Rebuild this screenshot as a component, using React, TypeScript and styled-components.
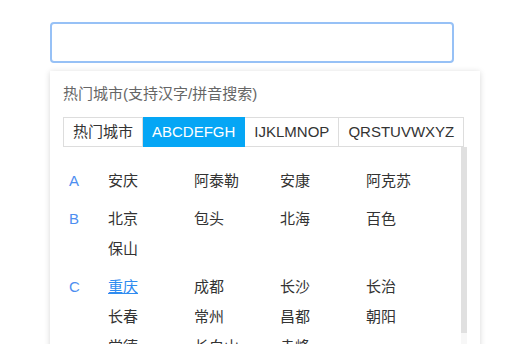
import React from "react";
import styled, { createGlobalStyle } from "styled-components";

const GlobalStyle = createGlobalStyle`
  body {
    margin: 0;
    background: #fff;
    font-family: "Liberation Sans", "Noto Sans CJK SC", sans-serif;
    color: #333;
  }
`;

const Page = styled.div`
  padding: 22px 0 0 50px;
`;

const SearchInput = styled.input`
  display: block;
  box-sizing: border-box;
  width: 404px;
  height: 41px;
  border: 2px solid #97c1f6;
  border-radius: 4px;
  outline: none;
  font-size: 15px;
  padding: 0 10px;
`;

const Panel = styled.div`
  margin-top: 8px;
  width: 430px;
  box-sizing: border-box;
  padding: 13px 13px 12px;
  background: #fff;
  box-shadow: 0 1px 6px rgba(0, 0, 0, 0.16);
`;

const Title = styled.div`
  font-size: 15px;
  line-height: 20px;
  color: #666;
  margin-bottom: 13px;
`;

const Tabs = styled.div`
  display: flex;
`;

const Tab = styled.div<{ $active?: boolean }>`
  height: 28px;
  line-height: 28px;
  padding: 0 9px;
  font-size: 15px;
  border: 1px solid #dddddd;
  border-left: none;
  white-space: nowrap;
  color: ${(p) => (p.$active ? "#fff" : "#333")};
  background: ${(p) => (p.$active ? "#05a6f5" : "#fff")};
  border-color: ${(p) => (p.$active ? "#05a6f5" : "#dddddd")};

  &:first-child {
    border-left: 1px solid #dddddd;
  }
`;

const ListArea = styled.div`
  display: flex;
  width: 404px;
  height: 329px;
  overflow: hidden;
`;

const List = styled.div`
  flex: 1;
  padding-top: 19px;
`;

const ScrollTrack = styled.div`
  width: 6px;
  background: #f7f7f7;
`;

const ScrollThumb = styled.div`
  height: 186px;
  background: #e0e0e0;
`;

const Group = styled.div`
  display: grid;
  grid-template-columns: 45px repeat(4, 86px);
  margin-bottom: 8px;
`;

const Letter = styled.div`
  grid-row: 1 / span 10;
  padding-left: 6px;
  font-size: 15px;
  line-height: 30px;
  color: #4d8ef0;
`;

const City = styled.a<{ $current?: boolean }>`
  font-size: 15px;
  line-height: 30px;
  white-space: nowrap;
  color: ${(p) => (p.$current ? "#2f8cf0" : "#333")};
  text-decoration: ${(p) => (p.$current ? "underline" : "none")};
  cursor: pointer;
`;

const groups: { letter: string; cities: string[] }[] = [
  { letter: "A", cities: ["安庆", "阿泰勒", "安康", "阿克苏"] },
  { letter: "B", cities: ["北京", "包头", "北海", "百色", "保山"] },
  {
    letter: "C",
    cities: ["重庆", "成都", "长沙", "长治", "长春", "常州", "昌都", "朝阳", "常德", "长白山", "赤峰"],
  },
  { letter: "D", cities: ["大连", "大理", "丹东", "大庆", "大同", "东营", "德宏"] },
  { letter: "E", cities: ["鄂尔多斯", "恩施"] },
  { letter: "F", cities: ["福州", "佛山", "阜阳", "抚远"] },
  { letter: "G", cities: ["广州", "贵阳", "桂林", "赣州", "格尔木"] },
  {
    letter: "H",
    cities: ["杭州", "合肥", "哈尔滨", "海口", "呼和浩特", "邯郸", "黄山", "惠州", "海拉尔"],
  },
];

const tabs = ["热门城市", "ABCDEFGH", "IJKLMNOP", "QRSTUVWXYZ"];

export default function App() {
  return (
    <Page>
      <GlobalStyle />
      <SearchInput type="text" />
      <Panel>
        <Title>热门城市(支持汉字/拼音搜索)</Title>
        <Tabs>
          {tabs.map((t) => (
            <Tab key={t} $active={t === "ABCDEFGH"}>
              {t}
            </Tab>
          ))}
        </Tabs>
        <ListArea>
          <List>
            {groups.map((g) => (
              <Group key={g.letter}>
                <Letter>{g.letter}</Letter>
                {g.cities.map((c) => (
                  <City key={c} $current={c === "重庆"}>
                    {c}
                  </City>
                ))}
              </Group>
            ))}
          </List>
          <ScrollTrack>
            <ScrollThumb />
          </ScrollTrack>
        </ListArea>
      </Panel>
    </Page>
  );
}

☆ ☆ ☆

- **What this task involves**:
Gather every line containing the word "components" and copy it.

- **Result of the exercise**:
Rebuild this screenshot as a component, using React, TypeScript and styled-components.
import styled, { createGlobalStyle } from "styled-components";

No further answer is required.